Friend problems

She’s had a bad week… I’ve had a good one. Life stinks but who am I to complain? She said I am obsessing lately… Why? Because I like someone, And it’s only been ONE person? Ok… I guess I’ll be biting my lip for a while and just shut up… She doesn’t want to hear anything about me. She didn’t think it was funny I had my 8 kids together… Geesh… She’s been a crank, Then as soon as we start having some fun, she gets a smile and then she remembers some crap with one of the men in her life and just AHH! What the heck! Why does it seem like If I’m sad, She’s happy… If I’m doing anything she’s not… Ok, So I like my job. Little pay but at least it’s something. She makes like 4 times more then me. But because I go to work, I have money to spend doing stuff. So going out, I had to spend my gas money. That means I don’t have enough to go through the week. Let alone make it to my day off on Wednesday. But It’s ok because she doens’t think its a big deal. This stinks! I guess we’re not going to breakfast ever again, and we’re not going dancing for a long ass time. And lets see… All the fun stuff we usually do? Not anymore. Just sitting around with the kids and her husband and letting everyone fight. She’s upset that I was trying to tease about getting married out of no where, and moving to the other side of the state. But guess what? I might really MOVE! I don’t know yet. Even if it’s only three towns over, I still might be getting out of here. Jeesh, I got a $200 pay check, I paid rent for 130, had my daughter’s Birthday, (pesent for allison -21 (Plates small stuff- 10), McDonald’s meals -15, gas-10, Caddy Ranch -5, food-2… I have 7 dollars left? WHAT THE HECK! Maybe I shouldn’t have told her I’d go with her last night? I had ten dollars left from last week so I have 15 bucks in my wallet, But this is BS!

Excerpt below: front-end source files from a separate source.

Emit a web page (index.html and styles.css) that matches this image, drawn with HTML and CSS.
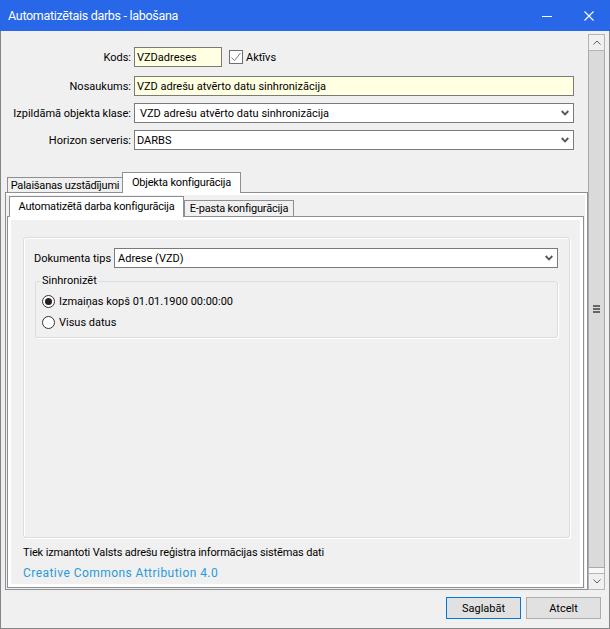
FILE: index.html
```html
<!DOCTYPE html>
<html lang="lv">
<head>
  <meta charset="UTF-8">
  <title>Automatizētais darbs - labošana</title>
  <link rel="stylesheet" href="styles.css">
</head>
<body>
  <div class="window">
    <header class="titlebar">
      <span class="title">Automatizētais darbs - labošana</span>
      <span class="cap-btn">
        <svg width="10" height="10" viewBox="0 0 10 10"><path d="M0 5.5 H10" stroke="#fff" stroke-width="1"/></svg>
      </span>
      <span class="cap-btn">
        <svg width="10" height="10" viewBox="0 0 10 10"><path d="M0.5 0.5 L9.5 9.5 M9.5 0.5 L0.5 9.5" stroke="#fff" stroke-width="1.1"/></svg>
      </span>
    </header>

    <div class="client">
      <div class="viewport">
        <div class="pane">
          <div class="form">
            <div class="row">
              <label class="lbl">Kods:</label>
              <div class="input yellow code">VZDadreses</div>
              <span class="check">
                <svg width="12" height="12" viewBox="0 0 12 12"><path d="M1.5 6.5 L4.5 9.5 L10.5 2" fill="none" stroke="#7d7d7d" stroke-width="1"/></svg>
              </span>
              <span class="check-lbl">Aktīvs</span>
            </div>
            <div class="row">
              <label class="lbl">Nosaukums:</label>
              <div class="input yellow">VZD adrešu atvērto datu sinhronizācija</div>
            </div>
            <div class="row">
              <label class="lbl">Izpildāmā objekta klase:</label>
              <div class="input select wide-pad">
                <span>VZD adrešu atvērto datu sinhronizācija</span>
                <svg class="chev" width="8" height="6" viewBox="0 0 8 6"><path d="M0.7 1 L4 4.4 L7.3 1" fill="none" stroke="#555" stroke-width="1.8"/></svg>
              </div>
            </div>
            <div class="row">
              <label class="lbl">Horizon serveris:</label>
              <div class="input select">
                <span>DARBS</span>
                <svg class="chev" width="8" height="6" viewBox="0 0 8 6"><path d="M0.7 1 L4 4.4 L7.3 1" fill="none" stroke="#555" stroke-width="1.8"/></svg>
              </div>
            </div>
          </div>

          <div class="tabs outer">
            <div class="strip">
              <div class="tab t-run">Palaišanas uzstādījumi</div>
              <div class="tab active t-obj">Objekta konfigurācija</div>
            </div>
            <div class="page">
              <div class="tabs inner">
                <div class="strip">
                  <div class="tab active t-job">Automatizētā darba konfigurācija</div>
                  <div class="tab t-mail">E-pasta konfigurācija</div>
                </div>
                <div class="page">
                  <div class="panel">
                    <div class="group">
                      <div class="doc-row">
                        <span class="doc-lbl">Dokumenta tips</span>
                        <div class="input select doc-select">
                          <span>Adrese (VZD)</span>
                          <svg class="chev" width="8" height="6" viewBox="0 0 8 6"><path d="M0.7 1 L4 4.4 L7.3 1" fill="none" stroke="#555" stroke-width="1.8"/></svg>
                        </div>
                      </div>
                      <fieldset class="sync">
                        <legend>Sinhronizēt</legend>
                        <div class="radio-row first">
                          <span class="radio checked"></span>
                          <span>Izmaiņas kopš 01.01.1900 00:00:00</span>
                        </div>
                        <div class="radio-row">
                          <span class="radio"></span>
                          <span>Visus datus</span>
                        </div>
                      </fieldset>
                    </div>
                    <p class="note">Tiek izmantoti Valsts adrešu reģistra informācijas sistēmas dati</p>
                    <a class="licence" href="#">Creative Commons Attribution 4.0</a>
                  </div>
                </div>
              </div>
            </div>
          </div>
        </div>

        <div class="vscroll">
          <div class="sb-btn">
            <svg width="8" height="5" viewBox="0 0 8 5"><path d="M0.5 4.5 L4 1 L7.5 4.5" fill="none" stroke="#606060" stroke-width="1"/></svg>
          </div>
          <div class="sb-thumb">
            <span class="grip"></span>
            <span class="grip"></span>
            <span class="grip"></span>
          </div>
          <div class="sb-track"></div>
          <div class="sb-btn">
            <svg width="8" height="5" viewBox="0 0 8 5"><path d="M0.5 0.5 L4 4 L7.5 0.5" fill="none" stroke="#606060" stroke-width="1"/></svg>
          </div>
        </div>
      </div>

      <div class="buttons">
        <button class="btn default">Saglabāt</button>
        <button class="btn">Atcelt</button>
      </div>
    </div>
  </div>
</body>
</html>
```

FILE: styles.css
```css
* {
  box-sizing: border-box;
}

body {
  margin: 0;
  font-family: 'Segoe UI', Roboto, 'Noto Sans', sans-serif;
  font-size: 11px;
  color: #000;
  background: #f0f0f0;
}

.window {
  width: 610px;
  height: 629px;
  border: 1px solid #858585;
  border-top: 0;
  background: #f0f0f0;
  display: flex;
  flex-direction: column;
}

/* title bar */

.titlebar {
  height: 31px;
  flex: none;
  margin: 0 -1px;
  padding-left: 8px;
  background: #2767e8;
  color: #fff;
  display: flex;
  align-items: center;
}

.title {
  flex: 1;
  font-size: 12.5px;
  letter-spacing: -0.3px;
  padding-bottom: 1px;
}

.cap-btn {
  width: 42px;
  height: 31px;
  display: flex;
  align-items: center;
  justify-content: center;
}

/* client */

.client {
  flex: 1;
  display: flex;
  flex-direction: column;
}

.viewport {
  height: 556px;
  margin: 3px 4px 0 4px;
  display: flex;
}

.pane {
  flex: 1;
  display: flex;
  flex-direction: column;
}

.form {
  padding-top: 13px;
}

.row {
  display: flex;
  align-items: center;
  height: 20px;
  margin-top: 7px;
}

.row:first-child {
  margin-top: 0;
}

.row:nth-child(2) {
  margin-top: 9px;
}

.lbl {
  width: 126px;
  margin-right: 3px;
  text-align: right;
  white-space: nowrap;
}

.input {
  width: 440px;
  height: 20px;
  padding: 0 2px;
  border: 1px solid #7a7a7a;
  background: #fff;
  display: flex;
  align-items: center;
  white-space: nowrap;
}

.input.yellow {
  background: #ffffe1;
}

.input.code {
  width: 88px;
}

.select {
  justify-content: space-between;
  padding-right: 4px;
}

.select.wide-pad {
  padding-left: 5px;
}

.check {
  width: 14px;
  height: 14px;
  margin-left: 7px;
  border: 1px solid #6f6f6f;
  background: #fff;
  display: flex;
  align-items: center;
  justify-content: center;
}

.check-lbl {
  margin-left: 3px;
}

/* tab controls */

.tabs {
  display: flex;
  flex-direction: column;
}

.tabs.outer {
  flex: 1;
  margin-top: 22px;
}

.tabs.inner {
  flex: 1;
  margin: 4px 3px 1px 1px;
}

.strip {
  display: flex;
  align-items: flex-end;
  padding-left: 2px;
}

.outer > .strip {
  height: 20px;
}

.inner > .strip {
  height: 19px;
}

.tab {
  height: 15px;
  border: 1px solid #8e8f94;
  border-bottom: 0;
  background: #f0f0f0;
  display: flex;
  align-items: center;
  justify-content: center;
  white-space: nowrap;
  line-height: 1;
  letter-spacing: -0.2px;
}

.tab.active {
  height: 21px;
  margin-bottom: -1px;
  background: #fff;
  position: relative;
  z-index: 1;
  padding-bottom: 1px;
}

.t-run { width: 116px; }
.t-obj { width: 119px; margin-left: -1px; }
.t-job { width: 175px; height: 20px; }
.t-mail { width: 110px; height: 16px; }

.page {
  flex: 1;
  display: flex;
  flex-direction: column;
  border: 1px solid #8e8f94;
  background: #f0f0f0;
  box-shadow: inset 0 2px 0 #fff, inset -2px 0 0 #fff;
}

.inner > .page {
  padding: 3px 3px 3px 3px;
  background: #fff;
  box-shadow: none;
}

.panel {
  flex: 1;
  background: #f0f0f0;
}

/* group boxes */

.group {
  height: 301px;
  margin: 17px 10px 0 12px;
  padding: 10px 11px 0 10px;
  border: 1px solid #d5dfe5;
  border-radius: 3px;
  box-shadow: inset 1px 1px 0 #fff, 1px 1px 0 #fff;
}

.doc-row {
  display: flex;
  align-items: center;
  height: 20px;
}

.doc-lbl {
  width: 80px;
  white-space: nowrap;
}

.doc-select {
  width: 444px;
  padding-left: 3px;
}

.sync {
  margin: 5px 0 0 1px;
  width: 523px;
  padding: 0 0 5px 5px;
  border: 1px solid #d5dfe5;
  border-radius: 3px;
  box-shadow: 1px 1px 0 #fff;
}

.sync legend {
  padding: 0 1px;
  line-height: 16px;
}

.radio-row {
  display: flex;
  align-items: center;
  height: 20px;
  margin-top: 1px;
}

.radio-row.first {
  margin-top: 2px;
}

.radio {
  width: 13px;
  height: 13px;
  margin: 0 4px 0 1px;
  border: 1px solid #333;
  border-radius: 50%;
  background: #fff;
  display: flex;
  align-items: center;
  justify-content: center;
}

.radio.checked::after {
  content: '';
  width: 7px;
  height: 7px;
  border-radius: 50%;
  background: #222;
}

.note {
  margin: 7px 0 0 12px;
  line-height: 16px;
  letter-spacing: -0.15px;
  white-space: nowrap;
}

.licence {
  display: block;
  margin: 4px 0 0 12px;
  line-height: 17px;
  font-size: 12px;
  letter-spacing: 0.45px;
  color: #2b9ad8;
  text-decoration: none;
}

/* scroll bar */

.vscroll {
  width: 17px;
  display: flex;
  flex-direction: column;
}

.sb-btn {
  height: 17px;
  border: 1px solid #b4b4b4;
  background: #f0f0f0;
  display: flex;
  align-items: center;
  justify-content: center;
}

.sb-thumb {
  height: 517px;
  border: 1px solid #a9a9a9;
  border-top: 0;
  background: #dadada;
  display: flex;
  flex-direction: column;
  align-items: center;
  justify-content: center;
  gap: 1px;
}

.grip {
  width: 7px;
  height: 2px;
  background: #666;
}

.sb-track {
  height: 5px;
  border-left: 1px solid #b4b4b4;
  border-right: 1px solid #b4b4b4;
  background: #f7f7f7;
}

/* bottom buttons */

.buttons {
  flex: 1;
  display: flex;
  justify-content: flex-end;
  gap: 5px;
  padding: 7px 8px 0 0;
}

.btn {
  width: 75px;
  height: 22px;
  padding: 0;
  border: 1px solid #adadad;
  background: #e1e1e1;
  font-family: inherit;
  font-size: 11px;
  color: #000;
}

.btn.default {
  border-color: #0078d7;
}
```
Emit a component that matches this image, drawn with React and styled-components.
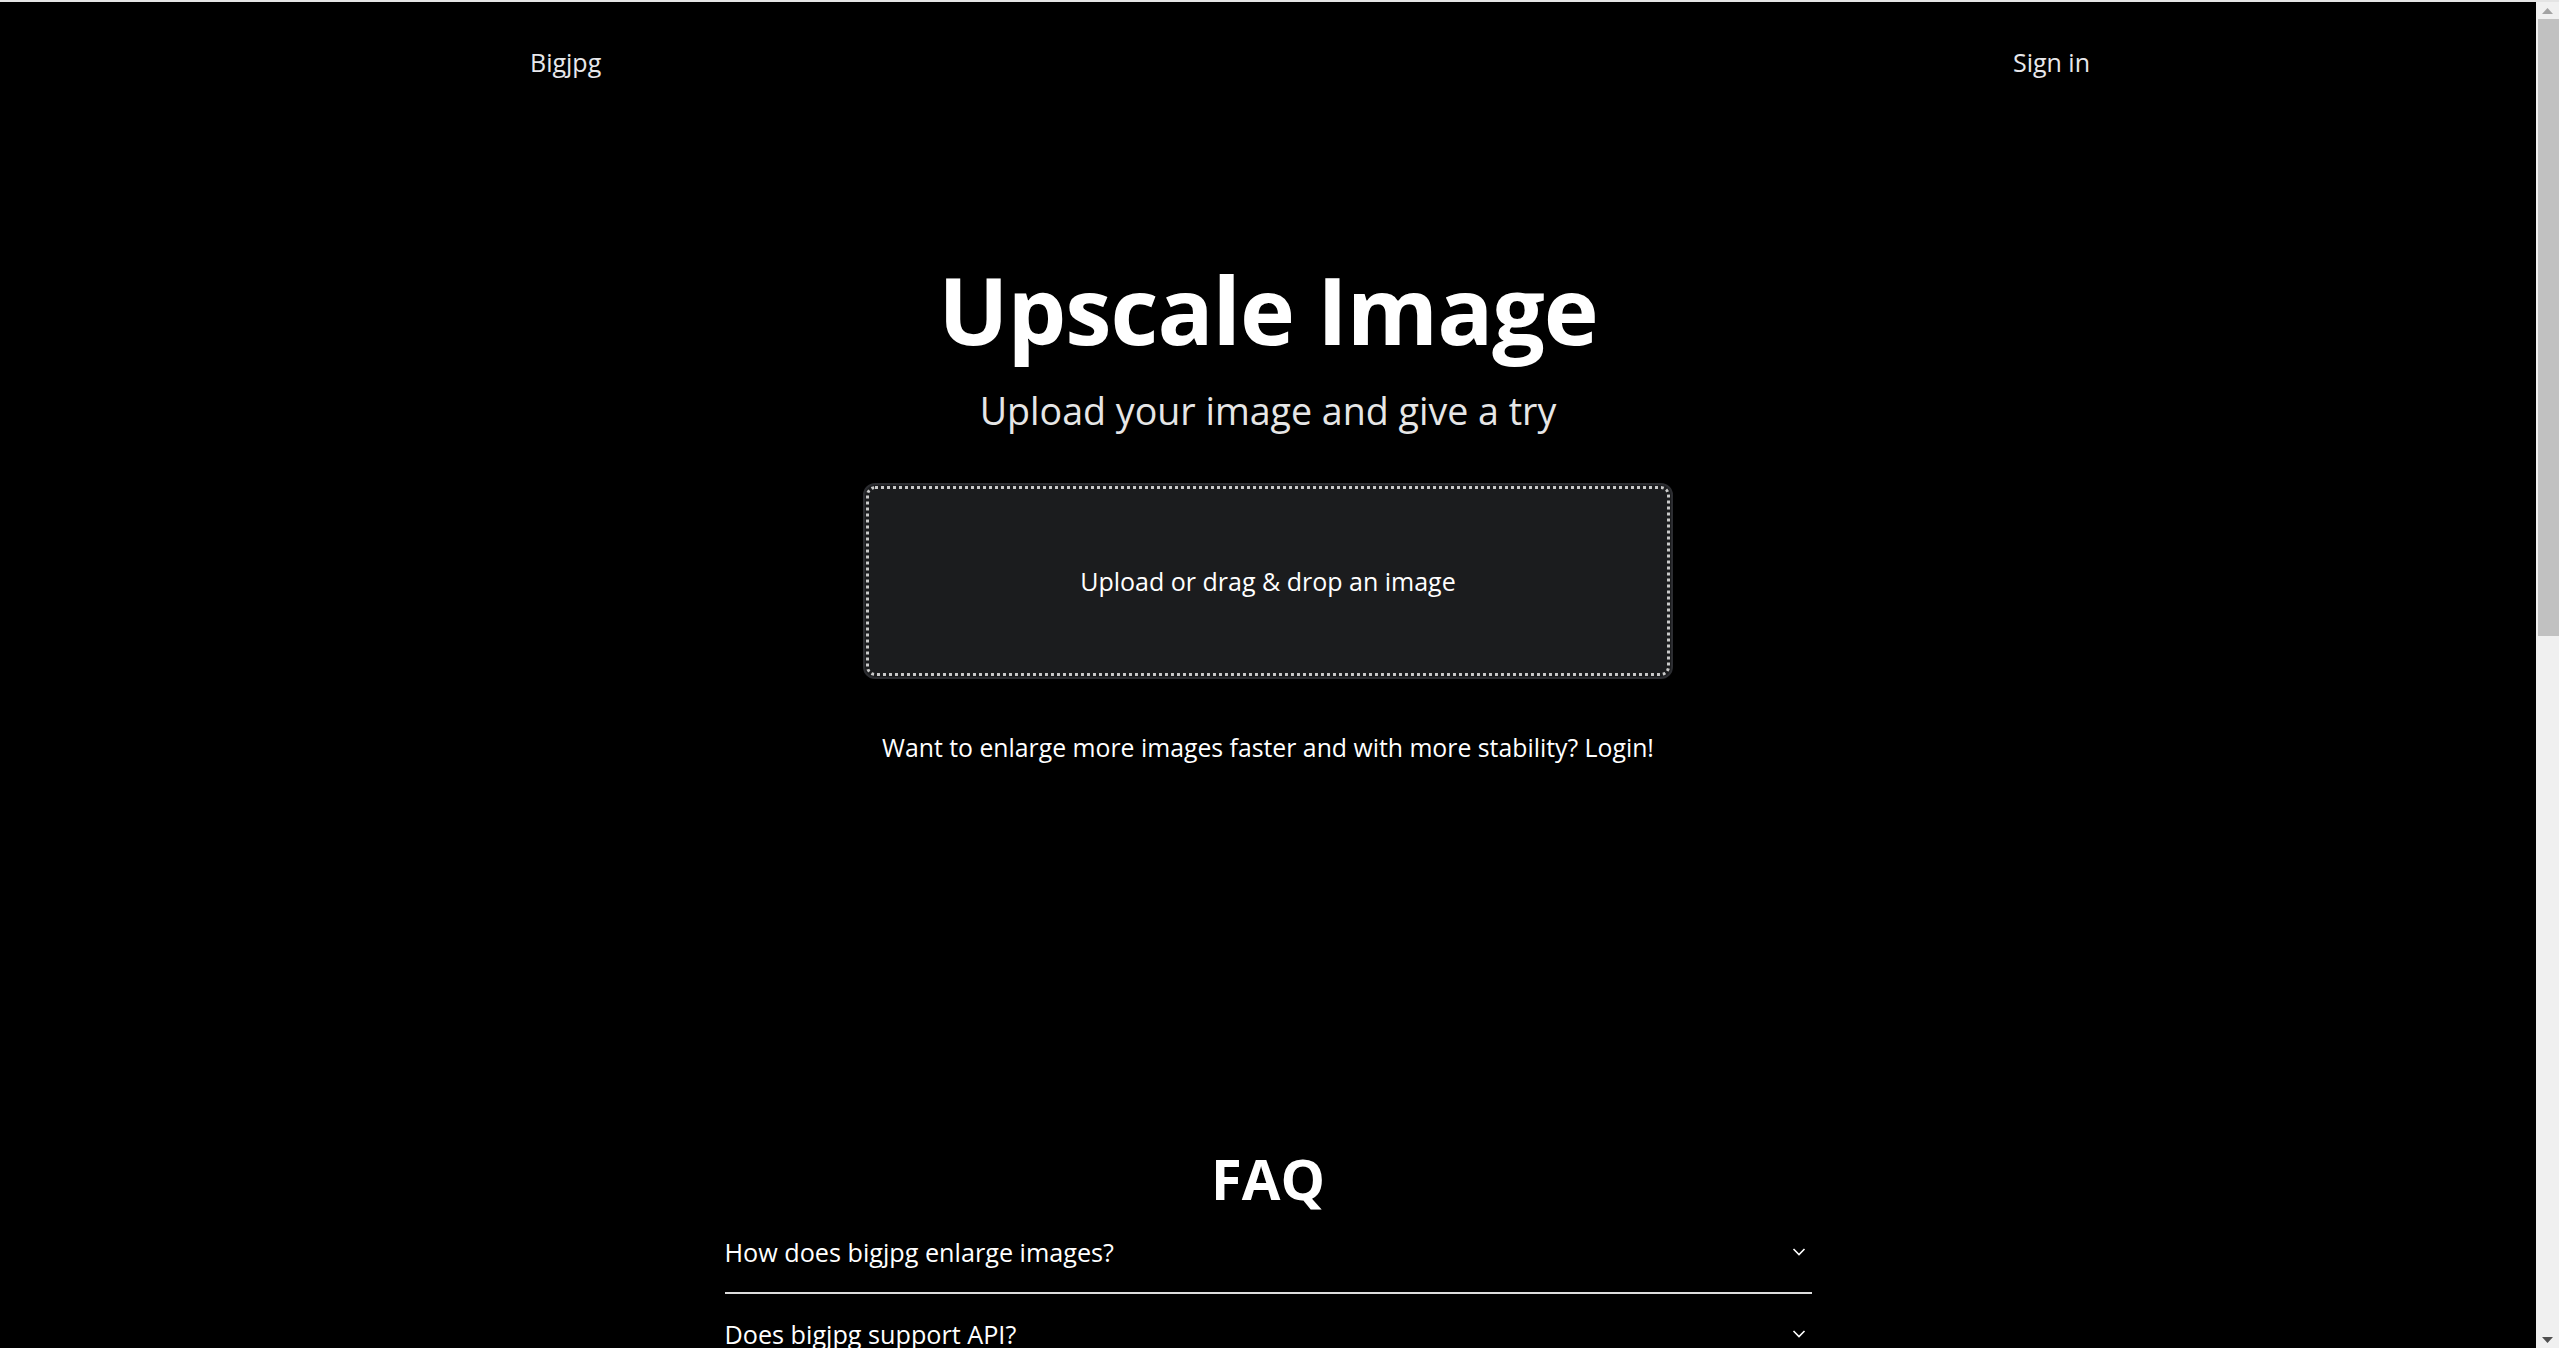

Why is it that I can’t ever be happy? Its like If I am, Things I worked hard for get screwed up? Shes mad because I’ve been on a roller coaster ride for the past 3 years. Well part of that is my fault. What about her with her flings? Her obsession of the week. Yeah, I’m the one with the problems. Its like, If you love someone so much you can’t not talk to them because your world falls apart. How do you go on without thinking in the longterm? I know I shouldn’t but, After knowing him for 15 years and knowing there’s too much with us not to… I don’t know… But she doens’t seem like she cares… I can’t do anything right. Paying my rent makes it so I litterally can’t do anything else. FUCKERS! This is shit! I am really mad, I can’t tell her that because she’ll bite off my head. This stinks… I wish she was non judgemental… Guess when you’re friends for a certain amount of time, that’s all you end up being… This is the only guy she can’t tell me her oppionion about. It’s like He makes me feel so good when we talk. I wonder sometimes… Why are we friends when she can bring me down like that? I always try to let her have fun when we’re out. Even if everything stinks. GRRRRRRRRRRRRRRRRRRRRRRRRRRRRRRRRRRRRRRR! She won’t read this, She knows about it, But never comes here. She doesn’t realize I rant and rave about her. She doesn’t see my side. Everything is about HER! If it’s not Her Way ITs not at all… Yeah, I had to watch her kids for a few hours so they could go looking at cars. Did I get paid? Nope… She couldn’t even pay the 7 dollars for me to go with her last night. Yeah… She makes $550 a week, Her husband gets $500 from a paper root, and $700 or more a week from his job. I’m the one who is supporting my kids on 140-200 a week. I make 7.90, and they’re having me do a job that I should be making 14. This stinks… What the heck is wrong with me? I am going to be glad once I get a job that pays more. I have to wonder what is wrong with me.

I gotta go to work, I’m going to be late….. AHHHHHHHHHHH

More crap to put up with… And hey, The guy thats supposed to be there, Hasnt’ been there for a week. I’m doing his job!